After Rio: Let’s start moving towards the Future We Want
“Disappointing”, “missed opportunity”, “weak commitments”… reaction to Rio+20 has been broadly negative. With lack of consensus among countries many of us had been gearing up for the possibility of the summit ending without any final statement. Instead, in a bid to find compromise and avoid complete disaster, the content of the text failed to really satisfy anyone at all. Despite the ambitious title “The Future We Want,” the majority of commentators seem to have been left largely disappointed by the summit’s outcomes.
The truth for those of us with a focus on health however is that having seen the initial drafts circulated in advance of the Summit we have little to complain about after all. Health, initially absent from the text, has had its’ relationship with sustainable development firmly recognized and a whole health and population section acknowledges the need to:
- Work toward Universal Health Coverage
- Strengthen health systems;
- Support the leadership of WHO;
- Continue working to address major infectious diseases;
- Work against non-infectious ones;
- Comply with Beijing, Cairo and the TRIPs flexibilities;
- Reduce infant and maternal mortality;
- Reach universal access to family planning and sexual and reproductive health.
9 articles supporting International Public Health issues gives us small cause for optimism. Of course the outcome text by itself means relatively little, with more divergent points than a Christmas tree and no tangible political commitments anywhere to be seen. It does, though, mark the beginning of the next phase of negotiations, one that will allow less space for pleasing everyone and compromise but that will ultimately offer a clear roadmap towards achieving the “Future We Want”; ideally with specific, measurable and time-bound goals.
A final statement like Rio+20’s, with no less than 286 articles, should not happen again. With the need to prioritise aggressively and less space for health, the road to the Sustainable Development Goals will not be easy. New agreements must reflect the challenges of the new global landscape, accounting for new health challenges, widening inequality and the increased proportion of the world’s poor in middle-income countries.

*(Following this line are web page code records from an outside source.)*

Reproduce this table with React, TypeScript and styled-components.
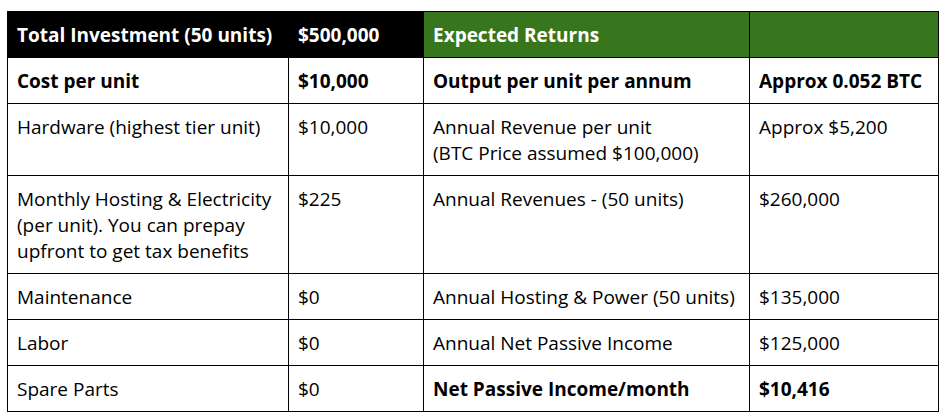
import styled, { createGlobalStyle } from "styled-components";

const GlobalStyle = createGlobalStyle`
    body {
        margin: 0;
        background: #ffffff;
        font-family: "Open Sans", "Noto Sans", sans-serif;
        color: #000000;
    }
`

type Tone = "black" | "green" | "plain";

type CellData = {
    text: string[];
    bold?: boolean;
};

type RowData = {
    cells: CellData[];
    header?: boolean;
};

const rows: RowData[] = [
    {
        header: true,
        cells: [
            { text: ["Total Investment (50 units)"], bold: true },
            { text: ["$500,000"], bold: true },
            { text: ["Expected Returns"], bold: true },
            { text: [""], bold: true },
        ],
    },
    {
        cells: [
            { text: ["Cost per unit"], bold: true },
            { text: ["$10,000"], bold: true },
            { text: ["Output per unit per annum"], bold: true },
            { text: ["Approx 0.052 BTC"], bold: true },
        ],
    },
    {
        cells: [
            { text: ["Hardware (highest tier unit)"] },
            { text: ["$10,000"] },
            { text: ["Annual Revenue per unit", "(BTC Price assumed $100,000)"] },
            { text: ["Approx $5,200"] },
        ],
    },
    {
        cells: [
            { text: ["Monthly Hosting & Electricity", "(per unit). You can prepay", "upfront to get tax benefits"] },
            { text: ["$225"] },
            { text: ["Annual Revenues - (50 units)"] },
            { text: ["$260,000"] },
        ],
    },
    {
        cells: [
            { text: ["Maintenance"] },
            { text: ["$0"] },
            { text: ["Annual Hosting & Power (50 units)"] },
            { text: ["$135,000"] },
        ],
    },
    {
        cells: [
            { text: ["Labor"] },
            { text: ["$0"] },
            { text: ["Annual Net Passive Income"] },
            { text: ["$125,000"] },
        ],
    },
    {
        cells: [
            { text: ["Spare Parts"] },
            { text: ["$0"] },
            { text: ["Net Passive Income/month"], bold: true },
            { text: ["$10,416"], bold: true },
        ],
    },
];

const widths = [281, 135, 326, 189];

const App = () => {
    return (
        <>
            <GlobalStyle />
            <Page>
                <Table>
                    <colgroup>
                        {widths.map((w, i) => (
                            <col key={i} style={{ width: w }} />
                        ))}
                    </colgroup>
                    <tbody>
                        {rows.map((row, r) => (
                            <tr key={r}>
                                {row.cells.map((cell, c) => {
                                    const tone: Tone = row.header ? (c < 2 ? "black" : "green") : "plain";
                                    return (
                                        <Cell key={c} $tone={tone} $bold={!!cell.bold}>
                                            {cell.text.map((line, l) => (
                                                <Line key={l}>{line}</Line>
                                            ))}
                                        </Cell>
                                    );
                                })}
                            </tr>
                        ))}
                    </tbody>
                </Table>
            </Page>
        </>
    )
}

const Page = styled.div`
    padding: 11px 0 0 7px;
`

const Table = styled.table`
    border-collapse: collapse;
    table-layout: fixed;
    width: 931px;
`

const toneBg = { black: "#000000", green: "#38761d", plain: "#ffffff" };

const Cell = styled.td<{ $tone: Tone; $bold: boolean }>`
    border: 1px solid #000000;
    padding: 9.5px 9px 9.5px 9px;
    vertical-align: top;
    font-size: 19px;
    line-height: 26px;
    font-weight: ${props => (props.$bold ? 700 : 400)};
    background-color: ${props => toneBg[props.$tone]};
    color: ${props => (props.$tone === "plain" ? "#000000" : "#ffffff")};
    white-space: nowrap;
`

const Line = styled.div`
    min-height: 26px;
`

export default App;
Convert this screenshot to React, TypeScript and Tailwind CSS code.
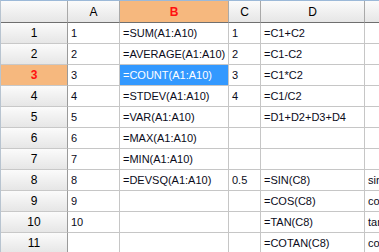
import React from 'react';

const COLS = ['A', 'B', 'C', 'D', 'E'];
const SEL_COL = 'B';
const SEL_ROW = 3;

const DATA: Record<number, string[]> = {
  1:  ['1',  '=SUM(A1:A10)',     '1',   '=C1+C2',          ''],
  2:  ['2',  '=AVERAGE(A1:A10)', '2',   '=C1-C2',          ''],
  3:  ['3',  '=COUNT(A1:A10)',   '3',   '=C1*C2',          ''],
  4:  ['4',  '=STDEV(A1:A10)',   '4',   '=C1/C2',          ''],
  5:  ['5',  '=VAR(A1:A10)',     '',    '=D1+D2+D3+D4',    ''],
  6:  ['6',  '=MAX(A1:A10)',     '',    '',                ''],
  7:  ['7',  '=MIN(A1:A10)',     '',    '',                ''],
  8:  ['8',  '=DEVSQ(A1:A10)',   '0.5', '=SIN(C8)',        'sin'],
  9:  ['9',  '',                 '',    '=COS(C8)',        'cos'],
  10: ['10', '',                 '',    '=TAN(C8)',        'tan'],
  11: ['',   '',                 '',    '=COTAN(C8)',      'cotan'],
};

const headBase  = "flex items-center justify-center border-r border-b border-r-[#a9a9a9] border-b-[#6f6f6f] text-[12px]";
const rowBase   = "flex items-center justify-center border-r border-b border-r-[#9a9a9a] border-b-[#c8c8c8] text-[12px]";
const plainHead = "bg-gradient-to-b from-[#fbfbfb] to-[#e6e6e6] text-black";
const selHead   = "bg-[#f6b87e] text-[#ff1010] font-bold";
const cellBase  = "flex items-center px-[3px] border-r border-b border-[#c6c6c6] text-[11px] whitespace-nowrap overflow-hidden";

const App = () => {
  return (
    <div
      className="w-[379px] h-[252px] overflow-hidden bg-white border-t border-l border-t-[#9cb9d8] border-l-[#b8c4d0]"
      style={{ fontFamily: '"Liberation Sans", Arial, sans-serif' }}
    >
      <div className="grid grid-cols-[67px_52px_109px_32px_104px_60px] grid-rows-[22px_repeat(11,21px)]">
        {/* corner + column headers */}
        <div className={`${headBase} ${plainHead}`}></div>
        {COLS.map(c => (
          <div key={c} className={`${headBase} ${c === SEL_COL ? selHead : plainHead}`}>{c}</div>
        ))}

        {/* rows */}
        {Object.keys(DATA).map(k => {
          const r = Number(k);
          const cells = DATA[r];
          return (
            <React.Fragment key={r}>
              <div className={`${rowBase} ${r === SEL_ROW ? selHead : plainHead}`}>{r}</div>
              {cells.map((v, i) => {
                const selected = r === SEL_ROW && COLS[i] === SEL_COL;
                return (
                  <div
                    key={i}
                    className={`${cellBase} ${selected ? 'bg-[#3399ff] text-white' : 'bg-white text-[#0b0b1a]'}`}
                  >
                    {v}
                  </div>
                );
              })}
            </React.Fragment>
          );
        })}
      </div>
    </div>
  );
};

export default App;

Action for Global Health and the undersigned organizations of the CSO Call to action on universal health coverage understand that the concept of Universal Health Coverage merges better health indicators, equity, wealth redistribution and citizen’s protection against impoverishment. It is the best option we have for including health in the post MDG agenda. According to Margaret Chan, “UHC is the single most powerful concept that public health has to offer”, and can be the umbrella that represents all health constituencies and activists. To take this forward we need to define indicators of service provision and equity of health systems that really reflect people’s needs. If we do this we can take a big step towards the future we want.